**WHAT TO PRODUCE**
Set down the material below word for word, excluding the pictures.

**SUPPLIED INFORMATION**
'''
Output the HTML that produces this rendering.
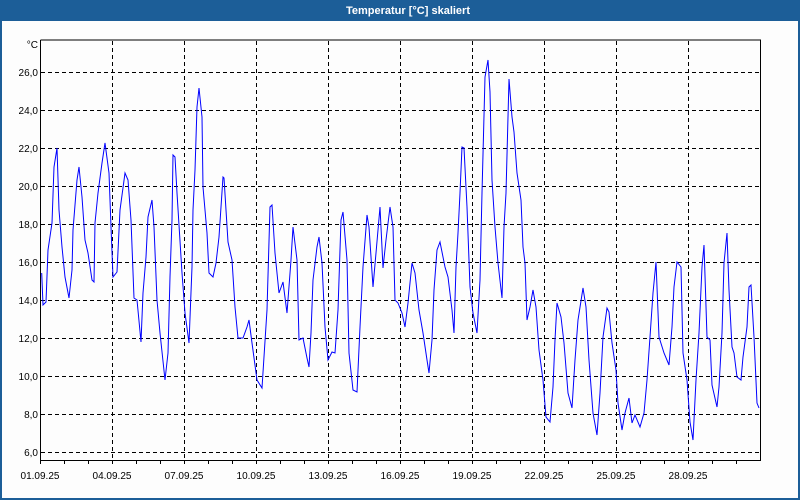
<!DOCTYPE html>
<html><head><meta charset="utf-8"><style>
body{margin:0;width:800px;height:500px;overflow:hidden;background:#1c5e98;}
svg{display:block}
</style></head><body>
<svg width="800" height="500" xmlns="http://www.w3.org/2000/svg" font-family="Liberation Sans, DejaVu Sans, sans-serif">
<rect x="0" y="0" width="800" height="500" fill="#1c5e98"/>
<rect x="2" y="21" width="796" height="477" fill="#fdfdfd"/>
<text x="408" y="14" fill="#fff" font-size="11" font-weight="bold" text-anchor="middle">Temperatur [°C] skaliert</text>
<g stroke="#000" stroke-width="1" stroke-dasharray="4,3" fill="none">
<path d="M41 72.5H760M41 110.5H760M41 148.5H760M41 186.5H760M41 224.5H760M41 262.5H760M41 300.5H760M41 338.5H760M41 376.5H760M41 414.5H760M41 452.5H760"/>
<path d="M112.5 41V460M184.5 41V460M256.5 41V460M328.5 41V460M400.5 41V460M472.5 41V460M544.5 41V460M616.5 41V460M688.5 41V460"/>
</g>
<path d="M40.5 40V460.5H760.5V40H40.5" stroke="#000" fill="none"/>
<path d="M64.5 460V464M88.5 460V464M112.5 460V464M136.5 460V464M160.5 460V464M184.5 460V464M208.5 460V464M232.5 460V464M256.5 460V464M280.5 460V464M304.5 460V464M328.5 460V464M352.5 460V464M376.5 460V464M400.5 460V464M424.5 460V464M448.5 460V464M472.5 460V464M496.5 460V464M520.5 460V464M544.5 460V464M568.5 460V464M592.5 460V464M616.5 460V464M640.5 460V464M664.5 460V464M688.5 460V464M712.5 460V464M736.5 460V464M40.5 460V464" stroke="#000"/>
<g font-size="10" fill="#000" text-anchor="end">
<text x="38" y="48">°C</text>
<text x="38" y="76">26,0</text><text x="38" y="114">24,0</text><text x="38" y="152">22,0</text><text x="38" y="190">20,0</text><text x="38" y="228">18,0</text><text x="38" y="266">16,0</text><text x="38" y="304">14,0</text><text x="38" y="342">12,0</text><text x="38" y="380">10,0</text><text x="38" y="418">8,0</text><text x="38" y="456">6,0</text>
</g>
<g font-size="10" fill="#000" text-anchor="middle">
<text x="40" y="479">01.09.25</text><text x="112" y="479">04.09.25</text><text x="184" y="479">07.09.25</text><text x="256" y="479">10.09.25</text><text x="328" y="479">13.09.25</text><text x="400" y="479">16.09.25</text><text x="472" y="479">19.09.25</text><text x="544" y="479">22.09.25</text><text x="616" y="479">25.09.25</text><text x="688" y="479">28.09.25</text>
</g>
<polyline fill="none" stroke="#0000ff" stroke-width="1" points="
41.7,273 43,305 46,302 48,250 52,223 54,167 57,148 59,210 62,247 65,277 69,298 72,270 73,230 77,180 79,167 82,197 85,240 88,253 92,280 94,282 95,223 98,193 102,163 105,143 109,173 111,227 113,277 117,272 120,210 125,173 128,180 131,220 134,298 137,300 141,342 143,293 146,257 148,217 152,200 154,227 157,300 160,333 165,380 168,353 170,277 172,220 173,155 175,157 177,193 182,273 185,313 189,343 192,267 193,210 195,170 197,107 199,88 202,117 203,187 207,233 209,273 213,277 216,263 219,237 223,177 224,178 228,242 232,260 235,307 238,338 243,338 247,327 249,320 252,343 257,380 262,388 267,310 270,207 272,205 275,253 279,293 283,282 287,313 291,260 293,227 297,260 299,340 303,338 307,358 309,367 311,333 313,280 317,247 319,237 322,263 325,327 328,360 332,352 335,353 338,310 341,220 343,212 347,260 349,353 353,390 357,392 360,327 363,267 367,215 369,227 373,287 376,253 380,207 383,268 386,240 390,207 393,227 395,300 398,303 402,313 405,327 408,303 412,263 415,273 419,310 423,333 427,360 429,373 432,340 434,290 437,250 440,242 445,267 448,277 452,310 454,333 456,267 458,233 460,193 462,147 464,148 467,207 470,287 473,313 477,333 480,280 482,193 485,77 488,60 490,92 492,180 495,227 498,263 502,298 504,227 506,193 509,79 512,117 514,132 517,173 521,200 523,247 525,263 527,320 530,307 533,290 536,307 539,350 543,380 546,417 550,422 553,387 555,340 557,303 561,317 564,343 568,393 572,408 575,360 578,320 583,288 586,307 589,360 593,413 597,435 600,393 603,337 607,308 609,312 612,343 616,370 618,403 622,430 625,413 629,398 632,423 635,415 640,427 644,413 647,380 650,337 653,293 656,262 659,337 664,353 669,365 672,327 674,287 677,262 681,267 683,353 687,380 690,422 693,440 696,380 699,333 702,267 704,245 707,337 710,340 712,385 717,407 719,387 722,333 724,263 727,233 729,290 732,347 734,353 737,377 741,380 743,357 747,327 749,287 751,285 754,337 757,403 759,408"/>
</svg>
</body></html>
'''
**RESULT FOR THIS TASK**
Output the HTML that produces this rendering.
<!DOCTYPE html>
<html><head><meta charset="utf-8"><style>
body{margin:0;width:800px;height:500px;overflow:hidden;background:#1c5e98;}
svg{display:block}
</style></head><body>
<svg width="800" height="500" xmlns="http://www.w3.org/2000/svg" font-family="Liberation Sans, DejaVu Sans, sans-serif">
<rect x="0" y="0" width="800" height="500" fill="#1c5e98"/>
<rect x="2" y="21" width="796" height="477" fill="#fdfdfd"/>
<text x="408" y="14" fill="#fff" font-size="11" font-weight="bold" text-anchor="middle">Temperatur [°C] skaliert</text>
<g stroke="#000" stroke-width="1" stroke-dasharray="4,3" fill="none">
<path d="M41 72.5H760M41 110.5H760M41 148.5H760M41 186.5H760M41 224.5H760M41 262.5H760M41 300.5H760M41 338.5H760M41 376.5H760M41 414.5H760M41 452.5H760"/>
<path d="M112.5 41V460M184.5 41V460M256.5 41V460M328.5 41V460M400.5 41V460M472.5 41V460M544.5 41V460M616.5 41V460M688.5 41V460"/>
</g>
<path d="M40.5 40V460.5H760.5V40H40.5" stroke="#000" fill="none"/>
<path d="M64.5 460V464M88.5 460V464M112.5 460V464M136.5 460V464M160.5 460V464M184.5 460V464M208.5 460V464M232.5 460V464M256.5 460V464M280.5 460V464M304.5 460V464M328.5 460V464M352.5 460V464M376.5 460V464M400.5 460V464M424.5 460V464M448.5 460V464M472.5 460V464M496.5 460V464M520.5 460V464M544.5 460V464M568.5 460V464M592.5 460V464M616.5 460V464M640.5 460V464M664.5 460V464M688.5 460V464M712.5 460V464M736.5 460V464M40.5 460V464" stroke="#000"/>
<g font-size="10" fill="#000" text-anchor="end">
<text x="38" y="48">°C</text>
<text x="38" y="76">26,0</text><text x="38" y="114">24,0</text><text x="38" y="152">22,0</text><text x="38" y="190">20,0</text><text x="38" y="228">18,0</text><text x="38" y="266">16,0</text><text x="38" y="304">14,0</text><text x="38" y="342">12,0</text><text x="38" y="380">10,0</text><text x="38" y="418">8,0</text><text x="38" y="456">6,0</text>
</g>
<g font-size="10" fill="#000" text-anchor="middle">
<text x="40" y="479">01.09.25</text><text x="112" y="479">04.09.25</text><text x="184" y="479">07.09.25</text><text x="256" y="479">10.09.25</text><text x="328" y="479">13.09.25</text><text x="400" y="479">16.09.25</text><text x="472" y="479">19.09.25</text><text x="544" y="479">22.09.25</text><text x="616" y="479">25.09.25</text><text x="688" y="479">28.09.25</text>
</g>
<polyline fill="none" stroke="#0000ff" stroke-width="1" points="
41.7,273 43,305 46,302 48,250 52,223 54,167 57,148 59,210 62,247 65,277 69,298 72,270 73,230 77,180 79,167 82,197 85,240 88,253 92,280 94,282 95,223 98,193 102,163 105,143 109,173 111,227 113,277 117,272 120,210 125,173 128,180 131,220 134,298 137,300 141,342 143,293 146,257 148,217 152,200 154,227 157,300 160,333 165,380 168,353 170,277 172,220 173,155 175,157 177,193 182,273 185,313 189,343 192,267 193,210 195,170 197,107 199,88 202,117 203,187 207,233 209,273 213,277 216,263 219,237 223,177 224,178 228,242 232,260 235,307 238,338 243,338 247,327 249,320 252,343 257,380 262,388 267,310 270,207 272,205 275,253 279,293 283,282 287,313 291,260 293,227 297,260 299,340 303,338 307,358 309,367 311,333 313,280 317,247 319,237 322,263 325,327 328,360 332,352 335,353 338,310 341,220 343,212 347,260 349,353 353,390 357,392 360,327 363,267 367,215 369,227 373,287 376,253 380,207 383,268 386,240 390,207 393,227 395,300 398,303 402,313 405,327 408,303 412,263 415,273 419,310 423,333 427,360 429,373 432,340 434,290 437,250 440,242 445,267 448,277 452,310 454,333 456,267 458,233 460,193 462,147 464,148 467,207 470,287 473,313 477,333 480,280 482,193 485,77 488,60 490,92 492,180 495,227 498,263 502,298 504,227 506,193 509,79 512,117 514,132 517,173 521,200 523,247 525,263 527,320 530,307 533,290 536,307 539,350 543,380 546,417 550,422 553,387 555,340 557,303 561,317 564,343 568,393 572,408 575,360 578,320 583,288 586,307 589,360 593,413 597,435 600,393 603,337 607,308 609,312 612,343 616,370 618,403 622,430 625,413 629,398 632,423 635,415 640,427 644,413 647,380 650,337 653,293 656,262 659,337 664,353 669,365 672,327 674,287 677,262 681,267 683,353 687,380 690,422 693,440 696,380 699,333 702,267 704,245 707,337 710,340 712,385 717,407 719,387 722,333 724,263 727,233 729,290 732,347 734,353 737,377 741,380 743,357 747,327 749,287 751,285 754,337 757,403 759,408"/>
</svg>
</body></html>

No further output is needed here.